Andrew W. Mellon Regional Fellow in the Humanities
2005—2006 Forum on Word and Image
Philadelphia Museum of Art, Assistant Curator, Department of European Painting and Sculpture before 1900
A Year in Paris: Edvard Munch's Mermaid and its Narratives
Edvard Munch painted Mermaid as an architectural decoration for the Norwegian industrialist Axel Heiberg in 1896. The unique format of this painting—long, narrow, and trapezoidal—reflects its intended placement in the topmost portion of Heiberg's house; it was intended to be seen from a distance. During this time, Munch was also involved in scene painting on the set for a production of Henrik Ibsen's drama Peer Gynt.

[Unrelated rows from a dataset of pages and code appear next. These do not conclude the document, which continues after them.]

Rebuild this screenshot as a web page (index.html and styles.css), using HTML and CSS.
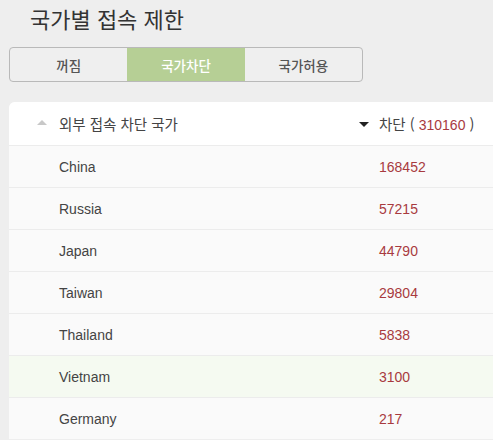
FILE: index.html
```html
<!DOCTYPE html>
<html lang="ko">
<head>
<meta charset="utf-8">
<title>국가별 접속 제한</title>
<link rel="stylesheet" href="styles.css">
</head>
<body>
<div class="page">
  <h1 class="title">국가별 접속 제한</h1>
  <div class="seg">
    <button class="seg-btn">꺼짐</button>
    <button class="seg-btn active">국가차단</button>
    <button class="seg-btn">국가허용</button>
  </div>
  <div class="panel">
    <div class="row head">
      <div class="col-name"><span class="caret up"></span>외부 접속 차단 국가</div>
      <div class="col-count"><span class="caret down"></span>차단 ( <span class="num">310160</span> )</div>
    </div>
    <div class="row"><div class="col-name">China</div><div class="col-count num">168452</div></div>
    <div class="row"><div class="col-name">Russia</div><div class="col-count num">57215</div></div>
    <div class="row"><div class="col-name">Japan</div><div class="col-count num">44790</div></div>
    <div class="row"><div class="col-name">Taiwan</div><div class="col-count num">29804</div></div>
    <div class="row"><div class="col-name">Thailand</div><div class="col-count num">5838</div></div>
    <div class="row hover"><div class="col-name">Vietnam</div><div class="col-count num">3100</div></div>
    <div class="row"><div class="col-name">Germany</div><div class="col-count num">217</div></div>
  </div>
</div>
</body>
</html>
```
FILE: styles.css
```css
html, body {
  margin: 0;
  padding: 0;
  background: #eeeeee;
  overflow: hidden;
}
body {
  font-family: "Liberation Sans", "Noto Sans CJK KR", Arial, sans-serif;
  color: #444;
}
.page {
  padding: 0 0 0 9px;
}
.title {
  margin: 0;
  padding: 4px 0 0 21px;
  height: 47px;
  box-sizing: border-box;
  font-family: "Noto Sans CJK KR", sans-serif;
  font-weight: 400;
  font-size: 22px;
  line-height: 28px;
  color: #333;
}
.seg {
  display: flex;
  width: 354px;
  height: 35px;
  border: 1px solid #b9b9b9;
  border-radius: 4px;
  box-sizing: border-box;
  overflow: hidden;
  background: #efefef;
}
.seg-btn {
  flex: 1;
  border: 0;
  margin: 0;
  padding: 0;
  background: transparent;
  font-family: "Noto Sans CJK KR", sans-serif;
  font-size: 13.5px;
  font-weight: 500;
  color: #555;
}
.seg-btn + .seg-btn {
  border-left: 1px solid #c4c4c4;
}
.seg-btn.active {
  background: #b6cf95;
  color: #fff;
  border-left: 0;
}
.seg-btn.active + .seg-btn {
  border-left: 0;
}
.panel {
  margin-top: 20px;
  background: #fafafa;
  border-radius: 6px 0 0 0;
  overflow: hidden;
}
.row {
  display: flex;
  align-items: center;
  height: 41px;
  border-top: 1px solid #ececec;
  font-size: 14px;
  color: #444;
}
.row.head {
  height: 43px;
  border-top: 0;
  background: #fff;
  font-family: "Noto Sans CJK KR", sans-serif;
  font-size: 14.5px;
  color: #444;
}
.row.hover {
  background: #f5faf1;
}
.col-name {
  width: 320px;
  padding-left: 50px;
  box-sizing: border-box;
  position: relative;
}
.col-count {
  padding-left: 50px;
  position: relative;
}
.num {
  color: #a83a3f;
  font-family: "Liberation Sans", Arial, sans-serif;
  font-size: 14px;
}
.caret {
  position: absolute;
  top: 50%;
  width: 0;
  height: 0;
  border-left: 5px solid transparent;
  border-right: 5px solid transparent;
}
.col-name .caret { left: 28px; }
.col-count .caret { left: 30px; }
.caret.up {
  margin-top: -4px;
  border-bottom: 5px solid #c8c8c8;
}
.caret.down {
  margin-top: -2px;
  border-top: 5px solid #222;
}
```
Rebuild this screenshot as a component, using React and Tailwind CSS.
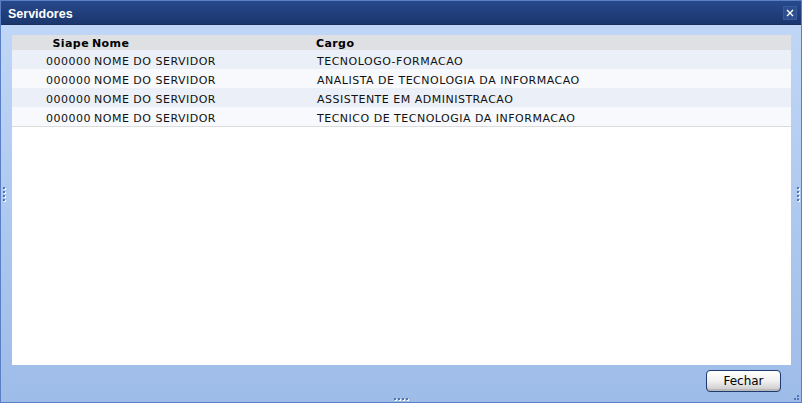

Dr Zarobell explores the nexus of psychology, literature, and folklore in Munch's Mermaid, which is derived from Norse mythology and Ibsen's play, The Lady from the Sea, which begins with a scene of a painter depicting a mermaid for a wealthy Norwegian family. Munch's real-life task of portraying this mermaid for a wealthy Norwegian family brings the play to life. The representation becomes permanent, demanding an interpretation that blends visual and textual analysis. Dr. Zarobell argues that the literary nature of Munch's work (and his connections to dramatists, poets, and critics) requires that it be read through a textual lens. This project is part of the Spring 2006 Munch retrospective at the Museum of Modern Art, as well as a Philadelphia Museum of Art dossier exhibition around Munch's Mermaid and other Munch prints from this period, which highlight the narrative characteristics of Munch's development during this historically significant period.